Origins
The Pennsylvania Dutch were immigrants from Germanic-speaking areas of Europe. The Germans had a tradition of marking Candlemas (February 2) as "Badger Day" (Dachstag), where if a badger emerging found it to be a sunny day thereby casting a shadow, it foreboded the prolonging of winter by four more weeks.
Germany
Candlemas is a primarily Catholic festival but also known in the German Protestant (Lutheran) churches. In folk religion, various traditions and superstitions continue to be linked with the holiday, although this was discouraged by the Protestant Reformers in the 16th century. Notably, several traditions akin to weather lores use Candlemas' weather to predict the start of spring.
The weather-predicting animal on Candlemas usually was the badger, although regionally the animal was the bear or the fox. The original weather-predicting animal in Germany had been the bear, another hibernating mammal, but when they grew scarce the lore became altered.
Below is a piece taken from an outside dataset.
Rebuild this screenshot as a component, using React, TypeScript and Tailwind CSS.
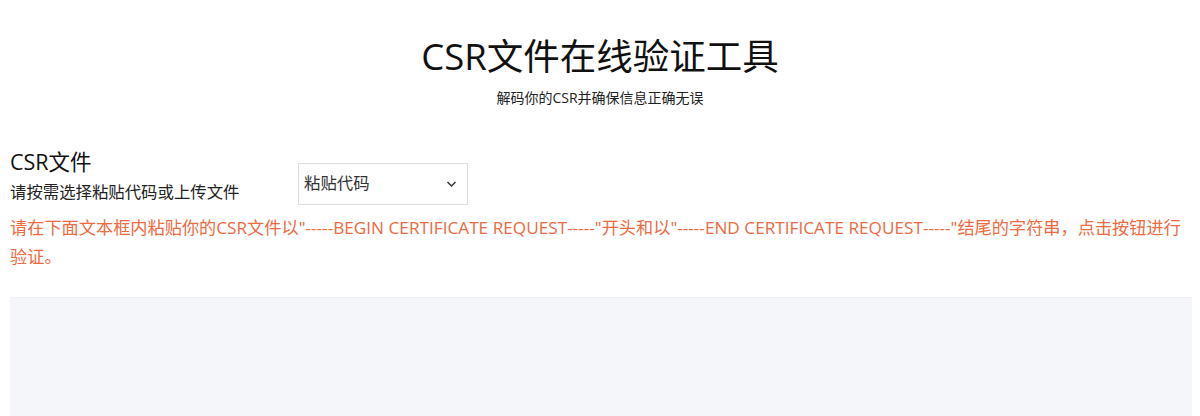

Similarity to the groundhog lore has been noted for the German formula "Sonnt sich der Dachs in der Lichtmeßwoche, so geht er auf vier Wochen wieder zu Loche" (If the badger sunbathes during Candlemas-week, for four more weeks he will be back in his hole).[a][6] A slight variant is found in a collection of weather lore (bauernregeln, lit. "farmers' rules") printed in Austria in 1823.